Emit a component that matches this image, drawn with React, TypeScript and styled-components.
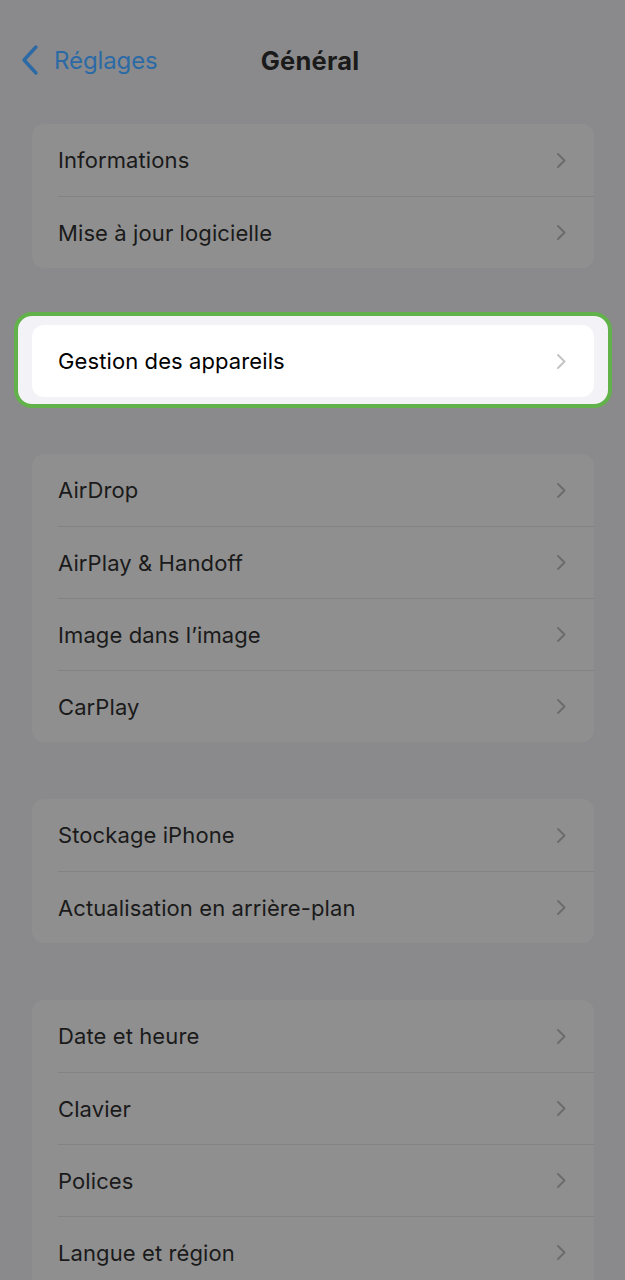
import React from "react";
import styled, { createGlobalStyle } from "styled-components";

const GlobalStyle = createGlobalStyle`
  html, body {
    margin: 0;
    padding: 0;
    background: #8a8a8c;
  }
  body {
    font-family: Inter, "Noto Sans", "Liberation Sans", sans-serif;
    -webkit-font-smoothing: antialiased;
  }
`;

const Page = styled.div(() => ({
  minHeight: 1280,
  boxSizing: "border-box",
  padding: "0 31px 0 32px",
  background: "#8a8a8c",
  overflow: "hidden",
}));

const NavBar = styled.header(() => ({
  display: "grid",
  gridTemplateColumns: "1fr auto 1fr",
  alignItems: "center",
  height: 40,
  padding: "40px 0 44px",
}));

const BackButton = styled.div(() => ({
  display: "flex",
  alignItems: "center",
  gap: 14,
  marginLeft: -12,
  color: "#2c6aa6",
  fontSize: 24,
  letterSpacing: -0.1,
}));

const Title = styled.h1(() => ({
  margin: "0 6px 0 0",
  fontSize: 25.5,
  fontWeight: 700,
  color: "#1a1a1a",
  letterSpacing: 0.2,
}));

const Groups = styled.div(() => ({
  display: "flex",
  flexDirection: "column",
  gap: 57,
}));

const Card = styled.section<{ $lit?: boolean }>(({ $lit }) => ({
  borderRadius: 12,
  background: $lit ? "#ffffff" : "#8f8f8f",
  overflow: "hidden",
}));

const Spotlight = styled.div(() => ({
  margin: "-13px -18px -11px",
  padding: "9px 14px 7px",
  border: "4px solid #62b14b",
  borderRadius: 18,
  background: "#f2f2f7",
}));

const Row = styled.div<{ $lit?: boolean }>(({ $lit }) => ({
  display: "flex",
  alignItems: "center",
  justifyContent: "space-between",
  height: 72,
  boxSizing: "border-box",
  marginLeft: 26,
  paddingRight: 28,
  fontSize: 22,
  color: $lit ? "#000000" : "#1a1a1a",
  letterSpacing: 0.1,
  "& + &": {
    borderTop: "1px solid #838383",
  },
}));

function Chevron({ lit }: { lit?: boolean }) {
  return (
    <svg width="10" height="17" viewBox="0 0 10 17" fill="none">
      <path
        d="M2 2l6.5 6.5L2 15"
        stroke={lit ? "#c4c4c7" : "#6c6c6c"}
        strokeWidth="2"
        strokeLinecap="round"
        strokeLinejoin="round"
      />
    </svg>
  );
}

function BackChevron() {
  return (
    <svg width="20" height="32" viewBox="0 0 20 32" fill="none">
      <path
        d="M16 3L4 16l12 13"
        stroke="#2c6aa6"
        strokeWidth="3.4"
        strokeLinecap="round"
        strokeLinejoin="round"
      />
    </svg>
  );
}

const groups = [
  ["Informations", "Mise à jour logicielle"],
  ["Gestion des appareils"],
  ["AirDrop", "AirPlay & Handoff", "Image dans l’image", "CarPlay"],
  ["Stockage iPhone", "Actualisation en arrière-plan"],
  ["Date et heure", "Clavier", "Polices", "Langue et région"],
];

function Group({ items, lit }: { items: string[]; lit?: boolean }) {
  return (
    <Card $lit={lit}>
      {items.map((label) => (
        <Row key={label} $lit={lit}>
          {label}
          <Chevron lit={lit} />
        </Row>
      ))}
    </Card>
  );
}

export default function App() {
  return (
    <>
      <GlobalStyle />
      <Page>
        <NavBar>
          <BackButton>
            <BackChevron />
            Réglages
          </BackButton>
          <Title>Général</Title>
          <span />
        </NavBar>
        <Groups>
          {groups.map((items, i) =>
            i === 1 ? (
              <Spotlight key={i}>
                <Group items={items} lit />
              </Spotlight>
            ) : (
              <Group key={i} items={items} />
            )
          )}
        </Groups>
      </Page>
    </>
  );
}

Goal of the exercise — Copy each line of the data above that holds "image".

Complete output —
Emit a component that matches this image, drawn with React, TypeScript and styled-components.
  ["AirDrop", "AirPlay & Handoff", "Image dans l’image", "CarPlay"],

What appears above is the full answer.